Darksiders III brings back an old-school design philosophy that I have sorely missed these last several years. In a generation of games rife with set pieces and movie-like spectacle (neither of which is inherently a bad thing), Darksiders III provides a breath of fresh air. Released back in November of last year, I had only recently gotten around to playing and beating it two weeks ago. When THQ Nordic announced the game in 2017, I couldn’t help but brim with excitement. The original Darksiders and its sequel Darksiders II are some of my favorite experiences of the last generation. The combination of Joe Madureira’s signature comic book art style, Zelda-inspired world design, and high-octane combat formed a treat for me as a player.
When Vigil Games shut down in 2013 and Darksiders‘ fate became unpredictable, I worried for the future of the franchise. It wasn’t a blockbuster-selling series by any means, but it carved its own sort of niche that stuck with me and millions of other fans. Fast forward five years and seeing the “Darksiders” name on my television again felt like catching up with an old friend — it felt wonderful.
In Darksiders III you take control of Fury, one of the Four Horsemen of the Apocalypse. These four horsemen are also the last of their kind, the Nephilim. Tasked with capturing or killing the Seven Deadly Sins, she sets off on an adventure that sees her fighting and navigating her way through a devastated Earth. That’s where the excitement comes in. The level design in Darksiders III is just fun.
The world is broken up into several sectors, each one a unique biome with different sets of enemies and challenges. These aren’t broken up into chapters or story beats but rather woven into each other organically. This establishes an interconnectivity between them all that feels surprisingly natural and enjoyable to navigate.
Entering each sector is akin to discovering a new land.
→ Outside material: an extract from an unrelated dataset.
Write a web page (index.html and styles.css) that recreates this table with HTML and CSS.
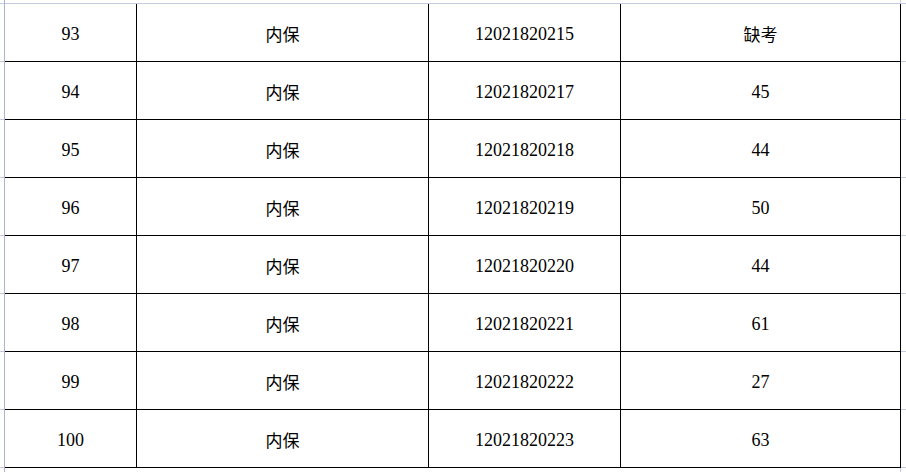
FILE: index.html
```html
<!DOCTYPE html>
<html lang="zh-CN">
<head>
<meta charset="utf-8">
<title>成绩表</title>
<link rel="stylesheet" href="styles.css">
</head>
<body>
<div class="sheet">
  <div class="table">
    <div class="row"><div class="cell num">93</div><div class="cell cjk">内保</div><div class="cell num">12021820215</div><div class="cell cjk">缺考</div></div>
    <div class="row"><div class="cell num">94</div><div class="cell cjk">内保</div><div class="cell num">12021820217</div><div class="cell num">45</div></div>
    <div class="row"><div class="cell num">95</div><div class="cell cjk">内保</div><div class="cell num">12021820218</div><div class="cell num">44</div></div>
    <div class="row"><div class="cell num">96</div><div class="cell cjk">内保</div><div class="cell num">12021820219</div><div class="cell num">50</div></div>
    <div class="row"><div class="cell num">97</div><div class="cell cjk">内保</div><div class="cell num">12021820220</div><div class="cell num">44</div></div>
    <div class="row"><div class="cell num">98</div><div class="cell cjk">内保</div><div class="cell num">12021820221</div><div class="cell num">61</div></div>
    <div class="row"><div class="cell num">99</div><div class="cell cjk">内保</div><div class="cell num">12021820222</div><div class="cell num">27</div></div>
    <div class="row"><div class="cell num">100</div><div class="cell cjk">内保</div><div class="cell num">12021820223</div><div class="cell num">63</div></div>
  </div>
</div>
</body>
</html>
```
FILE: styles.css
```css
html, body {
  margin: 0;
  padding: 0;
  background: #fff;
}

.sheet {
  height: 472px;
  overflow: hidden;
  padding-top: 4px;
  padding-left: 5px;
  box-sizing: border-box;
  background:
    linear-gradient(to right, transparent 4px, #a9b2d2 4px, #a9b2d2 5px, transparent 5px),
    linear-gradient(to right, transparent 900px, #c3c9de 900px, #c3c9de 901px, transparent 901px),
    repeating-linear-gradient(to bottom, #c3c9de 0, #c3c9de 1px, #fff 1px, #fff 58px);
  background-position: 0 0, 0 0, 0 3px;
  background-repeat: no-repeat, no-repeat, repeat;
  background-size: 100% 100%, 100% 100%, 100% 58px;
}

.table {
  width: 896px;
  background: #fff;
}

.row {
  display: grid;
  grid-template-columns: 132px 292px 192px 280px;
  height: 58px;
  box-sizing: border-box;
  border-bottom: 1px solid #000;
}

.cell {
  display: flex;
  align-items: center;
  justify-content: center;
  border-right: 1px solid #000;
  padding-top: 3px;
  box-sizing: border-box;
  color: #000;
}

.num {
  font-family: "Liberation Serif", "Noto Sans CJK SC", serif;
  font-size: 18px;
}

.cjk {
  font-family: "Noto Sans CJK SC", sans-serif;
  font-size: 17px;
  padding-top: 1px;
}
```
You’re almost always greeted with points of interest dotting the screen, begging you to hop on over and see just what the heck is through that little hole in the wall or down that passageway. While many are explorable from the get-go, some are off-limits until acquiring more abilities at a later point. Each of these areas lead to tangible rewards via resources. Some are home to unique mini-bosses guarding useful items for your quest.
As you progress deeper into the game, you unlock more and more abilities and weapons that allow you to scale high ledges, burn down spider webs that block your path, destroy obstacles, and more. Oftentimes (taking a page out of Zelda‘s book) those points of interest tease you to return to past areas and utilize your new powers and weapons.
I found myself constantly returning to previously inaccessible places to recall what I had missed. A number of games still employ this sort of design today. The Legend of Zelda is still hugely popular, and Souls games are lauded for their intricately connected levels. For someone like me who only dabbles in those IPs from time to time, it’s a reminder of the beauty of simplicity at its core.
I’m not a huge puzzle fan. I loathe spending 10 or even five minutes on a darn puzzle. Yet their implementation here sparked my brain cells just long enough to remain entertaining! I never felt like I had hit a major roadblock. A proper mini-map would have been a big help in remembering where to go, but after a while I grew to appreciate the vagueness of the compass. It pushed me to soak in the environments around me and explore more freely.
Darksiders III is not a technical cinematic feat. With blockbusters like Resident Evil 2, God of War, Marvel’s Spider-Man, and more occupying the screens of millions of players, developer Gunfire Games did what they could with the resources available to them. It is a “AA” game through and through, a happy middle point between pet project and AAA title. This is evident in the technology powering the game as well as its cinematography and enemy encounters.
What it lacks in production values, however, it makes up for with charm and a sense of identity. It follows completely in its predecessors’ footsteps. Each boss fight is mechanically engaging, unique in setup and character. Sloth, one of the Seven Deadly Sins, is a giant insect with a huge gut, grasping a staff, hurling insults at you while sitting on a throne of lesser bugs. Gluttony is a giant kraken with multiple stages of battle. The fight against Lust shakes things up by including a second enemy who may be spared during the encounter. Combat is fun and easy to grasp. By advancing the adventure, acquiring new powers, and upgrading your weapons, you genuinely feel yourself becoming more powerful as you progress.
Cut scenes are also fairly basic in terms of camera work and subject matter, but they get the job done and fit with the rest of the game. Fury’s personality shines in almost every line. War in the original game exuded a sense of unwavering loyalty. Death let nothing stop him in the sequel. Fury wholeheartedly lives up to her name, and it makes for an entertaining protagonist to embody. Gunfire did an admirable job in terms of her character growth from the title screen to the end credits.
What I appreciate about Darksiders III the most is that it knows what kind of game it is. Here’s a world that’s connected, has hidden areas, a bunch of boss fights, and new abilities to aid you along the way. It doesn’t try to be something it’s not, and that’s sometimes a rarity in the industry these days. It’s just an inviting open maze to explore, and I can’t wait to see the series continue with the next game.